> [WRITTEN TASK]
Write out the data again exactly, skipping every picture.

> [MATERIAL PROVIDED]

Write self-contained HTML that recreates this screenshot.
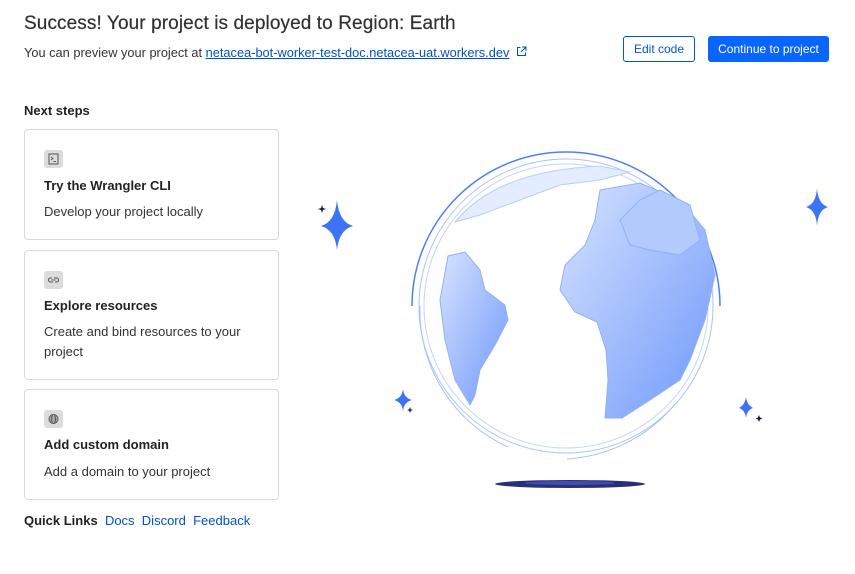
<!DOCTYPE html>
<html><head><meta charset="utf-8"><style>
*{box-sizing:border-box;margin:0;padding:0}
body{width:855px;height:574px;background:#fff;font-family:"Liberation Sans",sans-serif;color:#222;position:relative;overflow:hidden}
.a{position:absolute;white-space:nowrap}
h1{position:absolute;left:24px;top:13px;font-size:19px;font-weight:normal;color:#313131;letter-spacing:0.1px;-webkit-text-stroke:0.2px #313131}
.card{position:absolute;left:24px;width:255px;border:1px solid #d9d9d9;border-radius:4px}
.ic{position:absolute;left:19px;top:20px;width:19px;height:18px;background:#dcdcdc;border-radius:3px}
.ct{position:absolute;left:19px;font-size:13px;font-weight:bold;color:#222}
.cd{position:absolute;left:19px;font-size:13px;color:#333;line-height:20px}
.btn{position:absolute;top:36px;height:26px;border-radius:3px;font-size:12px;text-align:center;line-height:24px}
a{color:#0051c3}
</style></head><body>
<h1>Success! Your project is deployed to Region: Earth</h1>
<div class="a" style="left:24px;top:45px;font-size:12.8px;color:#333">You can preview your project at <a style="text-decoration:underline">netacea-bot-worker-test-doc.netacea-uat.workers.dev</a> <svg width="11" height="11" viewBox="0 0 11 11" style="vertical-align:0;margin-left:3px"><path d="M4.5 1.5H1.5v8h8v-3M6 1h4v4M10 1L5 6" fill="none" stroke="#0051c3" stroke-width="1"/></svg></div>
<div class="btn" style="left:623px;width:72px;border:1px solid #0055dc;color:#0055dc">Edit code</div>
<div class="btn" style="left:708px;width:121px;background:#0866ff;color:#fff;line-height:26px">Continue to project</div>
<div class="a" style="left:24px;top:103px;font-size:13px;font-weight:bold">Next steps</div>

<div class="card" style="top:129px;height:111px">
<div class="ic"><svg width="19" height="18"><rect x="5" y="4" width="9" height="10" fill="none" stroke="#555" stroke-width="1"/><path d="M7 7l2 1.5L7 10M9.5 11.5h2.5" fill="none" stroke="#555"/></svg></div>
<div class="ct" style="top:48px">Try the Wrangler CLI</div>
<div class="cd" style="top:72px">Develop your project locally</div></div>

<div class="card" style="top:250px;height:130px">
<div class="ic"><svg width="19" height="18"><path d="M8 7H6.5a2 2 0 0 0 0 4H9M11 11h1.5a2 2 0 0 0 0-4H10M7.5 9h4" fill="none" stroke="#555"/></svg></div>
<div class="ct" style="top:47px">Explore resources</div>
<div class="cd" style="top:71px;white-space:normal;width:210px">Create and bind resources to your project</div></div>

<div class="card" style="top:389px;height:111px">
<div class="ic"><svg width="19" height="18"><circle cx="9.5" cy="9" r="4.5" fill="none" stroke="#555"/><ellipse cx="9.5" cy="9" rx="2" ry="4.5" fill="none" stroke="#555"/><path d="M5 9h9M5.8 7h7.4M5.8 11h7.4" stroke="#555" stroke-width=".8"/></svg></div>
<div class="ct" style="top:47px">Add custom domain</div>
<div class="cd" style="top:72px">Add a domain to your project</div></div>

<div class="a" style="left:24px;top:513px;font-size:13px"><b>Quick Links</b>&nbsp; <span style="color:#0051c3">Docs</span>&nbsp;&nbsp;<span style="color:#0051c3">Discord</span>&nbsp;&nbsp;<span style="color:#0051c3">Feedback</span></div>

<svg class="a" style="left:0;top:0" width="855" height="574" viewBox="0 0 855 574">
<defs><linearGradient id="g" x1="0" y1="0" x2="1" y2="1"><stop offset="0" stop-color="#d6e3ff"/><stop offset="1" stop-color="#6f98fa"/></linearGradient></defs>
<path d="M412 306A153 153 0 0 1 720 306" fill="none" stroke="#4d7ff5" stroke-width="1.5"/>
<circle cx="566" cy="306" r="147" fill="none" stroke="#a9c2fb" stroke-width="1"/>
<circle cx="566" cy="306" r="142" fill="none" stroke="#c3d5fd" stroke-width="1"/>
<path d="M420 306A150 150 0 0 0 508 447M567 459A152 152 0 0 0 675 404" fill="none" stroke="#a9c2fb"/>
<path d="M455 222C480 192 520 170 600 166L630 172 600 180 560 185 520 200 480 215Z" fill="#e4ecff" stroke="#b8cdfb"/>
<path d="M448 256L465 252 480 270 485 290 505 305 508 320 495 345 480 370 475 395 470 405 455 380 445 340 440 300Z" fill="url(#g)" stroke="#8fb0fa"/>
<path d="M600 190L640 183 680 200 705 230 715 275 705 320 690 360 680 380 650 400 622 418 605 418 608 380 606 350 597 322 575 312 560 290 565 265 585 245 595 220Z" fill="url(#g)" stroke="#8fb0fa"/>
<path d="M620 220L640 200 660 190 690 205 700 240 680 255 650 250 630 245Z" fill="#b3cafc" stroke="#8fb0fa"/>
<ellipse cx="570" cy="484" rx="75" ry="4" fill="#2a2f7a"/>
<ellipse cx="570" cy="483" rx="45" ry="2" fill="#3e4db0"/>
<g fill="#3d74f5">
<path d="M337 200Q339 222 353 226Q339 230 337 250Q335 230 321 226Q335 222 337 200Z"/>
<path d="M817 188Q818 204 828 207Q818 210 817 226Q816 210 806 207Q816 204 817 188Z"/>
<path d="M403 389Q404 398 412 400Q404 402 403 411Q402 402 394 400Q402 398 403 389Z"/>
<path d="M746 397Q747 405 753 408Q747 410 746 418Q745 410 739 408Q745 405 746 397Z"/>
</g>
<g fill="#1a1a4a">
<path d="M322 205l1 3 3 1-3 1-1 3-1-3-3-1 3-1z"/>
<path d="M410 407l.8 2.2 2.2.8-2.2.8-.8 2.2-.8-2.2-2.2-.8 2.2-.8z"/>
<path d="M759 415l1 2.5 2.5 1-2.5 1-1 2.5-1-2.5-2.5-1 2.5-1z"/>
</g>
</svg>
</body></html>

> [RESPONSE]
Write self-contained HTML that recreates this screenshot.
<!DOCTYPE html>
<html><head><meta charset="utf-8"><style>
*{box-sizing:border-box;margin:0;padding:0}
body{width:855px;height:574px;background:#fff;font-family:"Liberation Sans",sans-serif;color:#222;position:relative;overflow:hidden}
.a{position:absolute;white-space:nowrap}
h1{position:absolute;left:24px;top:13px;font-size:19px;font-weight:normal;color:#313131;letter-spacing:0.1px;-webkit-text-stroke:0.2px #313131}
.card{position:absolute;left:24px;width:255px;border:1px solid #d9d9d9;border-radius:4px}
.ic{position:absolute;left:19px;top:20px;width:19px;height:18px;background:#dcdcdc;border-radius:3px}
.ct{position:absolute;left:19px;font-size:13px;font-weight:bold;color:#222}
.cd{position:absolute;left:19px;font-size:13px;color:#333;line-height:20px}
.btn{position:absolute;top:36px;height:26px;border-radius:3px;font-size:12px;text-align:center;line-height:24px}
a{color:#0051c3}
</style></head><body>
<h1>Success! Your project is deployed to Region: Earth</h1>
<div class="a" style="left:24px;top:45px;font-size:12.8px;color:#333">You can preview your project at <a style="text-decoration:underline">netacea-bot-worker-test-doc.netacea-uat.workers.dev</a> <svg width="11" height="11" viewBox="0 0 11 11" style="vertical-align:0;margin-left:3px"><path d="M4.5 1.5H1.5v8h8v-3M6 1h4v4M10 1L5 6" fill="none" stroke="#0051c3" stroke-width="1"/></svg></div>
<div class="btn" style="left:623px;width:72px;border:1px solid #0055dc;color:#0055dc">Edit code</div>
<div class="btn" style="left:708px;width:121px;background:#0866ff;color:#fff;line-height:26px">Continue to project</div>
<div class="a" style="left:24px;top:103px;font-size:13px;font-weight:bold">Next steps</div>

<div class="card" style="top:129px;height:111px">
<div class="ic"><svg width="19" height="18"><rect x="5" y="4" width="9" height="10" fill="none" stroke="#555" stroke-width="1"/><path d="M7 7l2 1.5L7 10M9.5 11.5h2.5" fill="none" stroke="#555"/></svg></div>
<div class="ct" style="top:48px">Try the Wrangler CLI</div>
<div class="cd" style="top:72px">Develop your project locally</div></div>

<div class="card" style="top:250px;height:130px">
<div class="ic"><svg width="19" height="18"><path d="M8 7H6.5a2 2 0 0 0 0 4H9M11 11h1.5a2 2 0 0 0 0-4H10M7.5 9h4" fill="none" stroke="#555"/></svg></div>
<div class="ct" style="top:47px">Explore resources</div>
<div class="cd" style="top:71px;white-space:normal;width:210px">Create and bind resources to your project</div></div>

<div class="card" style="top:389px;height:111px">
<div class="ic"><svg width="19" height="18"><circle cx="9.5" cy="9" r="4.5" fill="none" stroke="#555"/><ellipse cx="9.5" cy="9" rx="2" ry="4.5" fill="none" stroke="#555"/><path d="M5 9h9M5.8 7h7.4M5.8 11h7.4" stroke="#555" stroke-width=".8"/></svg></div>
<div class="ct" style="top:47px">Add custom domain</div>
<div class="cd" style="top:72px">Add a domain to your project</div></div>

<div class="a" style="left:24px;top:513px;font-size:13px"><b>Quick Links</b>&nbsp; <span style="color:#0051c3">Docs</span>&nbsp;&nbsp;<span style="color:#0051c3">Discord</span>&nbsp;&nbsp;<span style="color:#0051c3">Feedback</span></div>

<svg class="a" style="left:0;top:0" width="855" height="574" viewBox="0 0 855 574">
<defs><linearGradient id="g" x1="0" y1="0" x2="1" y2="1"><stop offset="0" stop-color="#d6e3ff"/><stop offset="1" stop-color="#6f98fa"/></linearGradient></defs>
<path d="M412 306A153 153 0 0 1 720 306" fill="none" stroke="#4d7ff5" stroke-width="1.5"/>
<circle cx="566" cy="306" r="147" fill="none" stroke="#a9c2fb" stroke-width="1"/>
<circle cx="566" cy="306" r="142" fill="none" stroke="#c3d5fd" stroke-width="1"/>
<path d="M420 306A150 150 0 0 0 508 447M567 459A152 152 0 0 0 675 404" fill="none" stroke="#a9c2fb"/>
<path d="M455 222C480 192 520 170 600 166L630 172 600 180 560 185 520 200 480 215Z" fill="#e4ecff" stroke="#b8cdfb"/>
<path d="M448 256L465 252 480 270 485 290 505 305 508 320 495 345 480 370 475 395 470 405 455 380 445 340 440 300Z" fill="url(#g)" stroke="#8fb0fa"/>
<path d="M600 190L640 183 680 200 705 230 715 275 705 320 690 360 680 380 650 400 622 418 605 418 608 380 606 350 597 322 575 312 560 290 565 265 585 245 595 220Z" fill="url(#g)" stroke="#8fb0fa"/>
<path d="M620 220L640 200 660 190 690 205 700 240 680 255 650 250 630 245Z" fill="#b3cafc" stroke="#8fb0fa"/>
<ellipse cx="570" cy="484" rx="75" ry="4" fill="#2a2f7a"/>
<ellipse cx="570" cy="483" rx="45" ry="2" fill="#3e4db0"/>
<g fill="#3d74f5">
<path d="M337 200Q339 222 353 226Q339 230 337 250Q335 230 321 226Q335 222 337 200Z"/>
<path d="M817 188Q818 204 828 207Q818 210 817 226Q816 210 806 207Q816 204 817 188Z"/>
<path d="M403 389Q404 398 412 400Q404 402 403 411Q402 402 394 400Q402 398 403 389Z"/>
<path d="M746 397Q747 405 753 408Q747 410 746 418Q745 410 739 408Q745 405 746 397Z"/>
</g>
<g fill="#1a1a4a">
<path d="M322 205l1 3 3 1-3 1-1 3-1-3-3-1 3-1z"/>
<path d="M410 407l.8 2.2 2.2.8-2.2.8-.8 2.2-.8-2.2-2.2-.8 2.2-.8z"/>
<path d="M759 415l1 2.5 2.5 1-2.5 1-1 2.5-1-2.5-2.5-1 2.5-1z"/>
</g>
</svg>
</body></html>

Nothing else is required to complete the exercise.